Tuesday, July 13, 2010

At Home

I’ve reached that point in the teaching weeks when I look around the classroom and think, “Are these people Chinese? They don’t look any ‘different’ to me than I look to myself.” It’s only when I look at a picture that I realize that – wow, I am not Chinese.


The same goes for the routine. Get up, shower, get ready for breakfast, wash out a few pieces of clothing in the sink, go down to the breakfast room, return to the 7th floor, pack up the bags, head to classes. From 8:30 to 3:30 we’re in session, and often when we finish we stay talking with learners. There is sometimes a little break in the afternoon, but more likely team members are buzzing in and out of the common room (our suite) with things that need to be printed, questions on tomorrow’s lessons, questions on what to do in cultural situations, ideas, plans, schemes for more fun in sessions. The evenings are full of lesson prep, impromptu gatherings, appointments, and finally, sleep on beds as hard as the desks in our classrooms. Isn’t this what life is always like?

Yesterday in the afternoon plenary session we enacted a wedding, complete with bride and groom in tux and “wedding dress.” (No matter that the wedding dress was just a white top and full skirt, and the veil created from a mosquito net and the frame of a straw hat – it LOOKED good!) The team rallied to create bridesmaid’s outfits, bouquets, a basket of petals for the flower girl, rings made of pipe cleaners, a photographer, and more. The learners experienced a western style traditional wedding. And every learner in the auditorium had their cell phone out taking pictures. At the end we all trooped outside with the “bridal party” and took group photos. They then returned to class and finished up lessons on enduring love, love languages, and wedding planning vs. marriage planning.

Today is Christmas-in-July. Santa visited the opening plenary session, helped by all his elves (read team in Santa hats). We interviewed him and found that there are two sides to Christmas – traditions and history. Today’s lessons sort that out to give them a broader understanding of what’s real and what’s just for fun.
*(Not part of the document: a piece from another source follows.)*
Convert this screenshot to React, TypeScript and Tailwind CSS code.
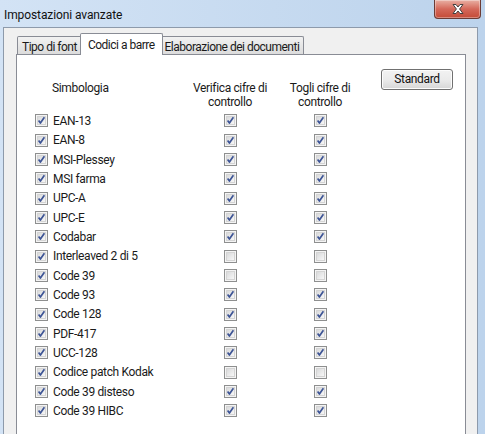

Tomorrow – trust, forgiveness, life learning, and more. This is the last week and the values are deep in the curriculum. We’re still in the same building, one last week, and the worries of the first week are behind us.

Yesterday I asked our top administrator how much “guanxi” he had to spend to keep us there. Guanxi is a hard word to explain in English. It’s an “I’ll scratch your back if you will scratch mine” cultural back and forth. He looked at me a little like a deer in the headlights and then murmured, “Oh no, it was nothing. It’s the end result that matters.” I will never know how we stayed in this building because he will not tell me. I am sorry for what it may have cost him in bargaining chips among his colleagues, but I wasn’t responsible for the problem or the solution. In one way he’s correct. It’s the end result that matters and that end is the learning that’s happening in every classroom.

Meanwhile, we keep living -- eating meals with learners and administrators who are now friends, walking the streets, picking up a bottle of milk at the grocery, washing our clothes out by hand, and – well, we’re at home. It’s hard to realize that in a week we’ll all be back to our “normal” lives.

It will be just as much of a shock to go that direction as it was to come here.